Et ce double regard sur les mêmes scènes, avec l’alternance de chapitres contés par l’un et par l’autre – facilement reconnaissables du fait de la couleur choisie pour la traditionnelle bichromie chère à Sattouf – enrichit formidablement nombre de situations… tout en générant régulièrement des effets de décalage hilarants : ainsi les meilleurs moments de ce premier tome (car il y aura une suite !), qui sont sans doute ceux du casting initial, sont particulièrement drôles, mais également significatifs, entre un réalisateur qui fantasme sur Truffaut et recherche son Jean-Pierre Léaud, et un adolescent qui veut jouer comme Al Pacino dans le Scarface de De Palma !
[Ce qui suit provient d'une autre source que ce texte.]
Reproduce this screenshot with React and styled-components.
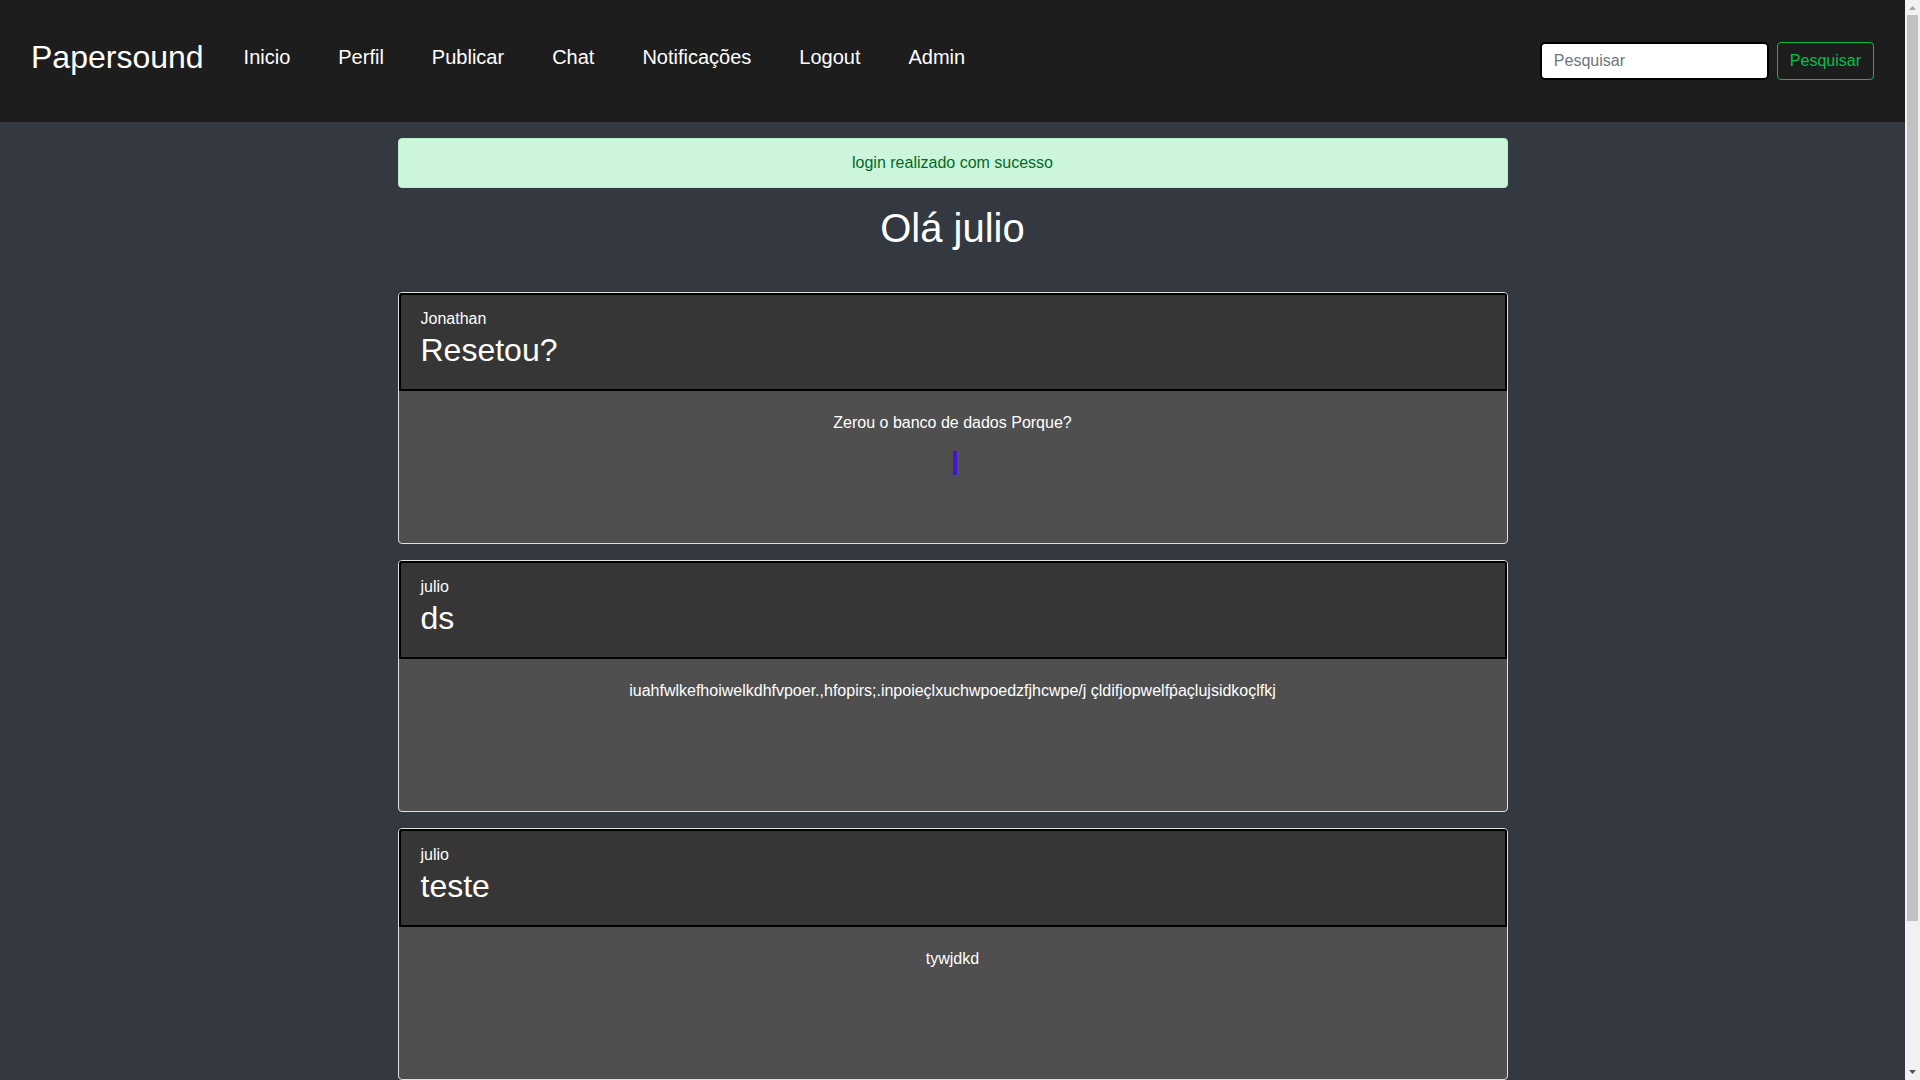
import React from "react";
import styled, { createGlobalStyle } from "styled-components";

const GlobalStyle = createGlobalStyle`
  *, *::before, *::after { box-sizing: border-box; }
  body {
    margin: 0;
    background: #343840;
    color: #fff;
    font-family: "Liberation Sans", Arial, sans-serif;
    font-size: 16px;
    line-height: 24px;
  }
  h1, h2, p, ul { margin: 0; padding: 0; font-weight: 400; }
`;

const Shell = styled.div`
  display: flex;
  height: 100vh;
  overflow: hidden;
`;

const Page = styled.div`
  flex: 1;
  min-width: 0;
`;

const Navbar = styled.nav`
  display: flex;
  align-items: center;
  justify-content: space-between;
  min-height: 122px;
  padding: 0 31px;
  background: #1d1d1d;
`;

const NavLeft = styled.div`
  display: flex;
  align-items: center;
  gap: 40px;
  margin-bottom: 8px;
`;

const Brand = styled.a`
  color: #fff;
  font-size: 32px;
  line-height: 48px;
  text-decoration: none;
`;

const NavList = styled.ul`
  display: flex;
  gap: 48px;
  list-style: none;
`;

const NavLink = styled.a`
  color: #fff;
  font-size: 20px;
  line-height: 30px;
  text-decoration: none;
`;

const SearchForm = styled.form`
  display: flex;
  gap: 8px;
`;

const SearchInput = styled.input`
  width: 229px;
  height: 38px;
  padding: 6px 12px;
  border: 2px solid #000;
  border-radius: 5px;
  background: #fff;
  color: #495057;
  font: inherit;
  &::placeholder { color: #6c757d; opacity: 1; }
`;

const SearchButton = styled.button`
  height: 38px;
  padding: 0 12px;
  border: 1px solid #00c04a;
  border-radius: 4px;
  background: transparent;
  color: #00c04a;
  font: inherit;
`;

const Container = styled.main`
  display: flex;
  flex-direction: column;
  gap: 16px;
  max-width: 1140px;
  margin: 0 auto;
  padding: 16px 15px;
`;

const Alert = styled.div`
  padding: 12px 20px;
  border: 1px solid #b8f0cd;
  border-radius: 4px;
  background: #ccf5db;
  color: #006a27;
  text-align: center;
`;

const Greeting = styled.h1`
  margin-bottom: 24px;
  font-size: 40px;
  line-height: 48px;
  text-align: center;
`;

const Card = styled.article`
  border: 1px solid #dfdfdf;
  border-radius: 4px;
  background: #4f4f4f;
`;

const CardHeader = styled.header`
  min-height: 98px;
  padding: 12px 20px;
  border: 2px solid #000;
  border-radius: 3px 3px 0 0;
  background: #363636;
`;

const CardTitle = styled.h2`
  font-size: 32px;
  line-height: 38px;
`;

const CardBody = styled.div`
  min-height: 152px;
  padding: 20px;
  text-align: center;
`;

const Marker = styled.div`
  width: 4px;
  height: 24px;
  margin: 16px 0 0 50%;
  background: #4413d8;
`;

const Scrollbar = styled.div`
  display: flex;
  flex-direction: column;
  align-items: center;
  width: 15px;
  background: #f1f1f1;
`;

const ScrollArrow = styled.svg`
  display: block;
  width: 15px;
  height: 15px;
`;

const ScrollTrack = styled.div`
  flex: 1;
  width: 11px;
`;

const ScrollThumb = styled.div`
  height: 86.3%;
  background: #c1c1c1;
`;

const links = ["Inicio", "Perfil", "Publicar", "Chat", "Notificações", "Logout", "Admin"];

const posts = [
  { author: "Jonathan", title: "Resetou?", text: "Zerou o banco de dados Porque?", marker: true },
  {
    author: "julio",
    title: "ds",
    text: "iuahfwlkefhoiwelkdhfvpoer.,hfopirs;.inpoieçlxuchwpoedzfjhcwpe/j çldifjopwelfṕaçlujsidkoçlfkj",
  },
  { author: "julio", title: "teste", text: "tywjdkd" },
];

export default function App() {
  return (
    <>
      <GlobalStyle />
      <Shell>
        <Page>
          <Navbar>
            <NavLeft>
              <Brand href="#">Papersound</Brand>
              <NavList>
                {links.map((label) => (
                  <li key={label}>
                    <NavLink href="#">{label}</NavLink>
                  </li>
                ))}
              </NavList>
            </NavLeft>
            <SearchForm>
              <SearchInput type="search" placeholder="Pesquisar" aria-label="Pesquisar" />
              <SearchButton type="submit">Pesquisar</SearchButton>
            </SearchForm>
          </Navbar>
          <Container>
            <Alert role="alert">login realizado com sucesso</Alert>
            <Greeting>Olá julio</Greeting>
            {posts.map((post) => (
              <Card key={post.title}>
                <CardHeader>
                  <p>{post.author}</p>
                  <CardTitle>{post.title}</CardTitle>
                </CardHeader>
                <CardBody>
                  <p>{post.text}</p>
                  {post.marker && <Marker />}
                </CardBody>
              </Card>
            ))}
          </Container>
        </Page>
        <Scrollbar aria-hidden="true">
          <ScrollArrow viewBox="0 0 15 15">
            <path d="M4 10h7L7.5 6z" fill="#a3a3a3" />
          </ScrollArrow>
          <ScrollTrack>
            <ScrollThumb />
          </ScrollTrack>
          <ScrollArrow viewBox="0 0 15 15">
            <path d="M4 5h7L7.5 9z" fill="#505050" />
          </ScrollArrow>
        </Scrollbar>
      </Shell>
    </>
  );
}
Et il faut bien reconnaître que, quel que soit le degré de cynisme ou d’incrédulité avec lequel on aborde ce premier volume du Jeune Acteur, la « magie Sattouf » ne tarde pas plus de quelques pages avant d’opérer à plein rendement : cet équilibre improbable entre douce caricature et humanité défaillante, entre rires (difficile de retenir quelques gros éclats de rire durant la lecture) et émotion (quand Sattouf – et Lacoste – nous touchent en plein cœur) au détour d’une phrase encore plus juste ou d’une image encore plus vraie, oui, cet équilibre semble même encore plus miraculeux ici que d’habitude.
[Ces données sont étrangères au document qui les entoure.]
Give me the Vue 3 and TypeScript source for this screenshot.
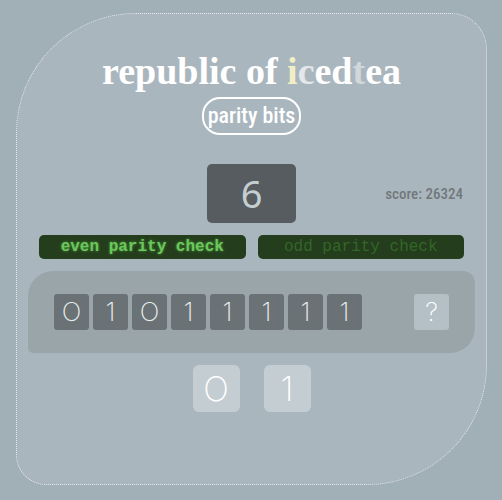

Avec autant d’auto-dérision – de la part de deux artistes aujourd’hui reconnus qui se remémorent de concert d’où ils viennent -, que de franchise dans l’admission de faiblesses, d’hésitations, d’erreurs bien ordinaires, Le Jeune Acteur devient un improbable récit « d’apprentissage », dont la lecture ne fait pas que nous divertir et nous passionner : il nous éclaire sur nous-mêmes, et quelque part, nous rend meilleurs.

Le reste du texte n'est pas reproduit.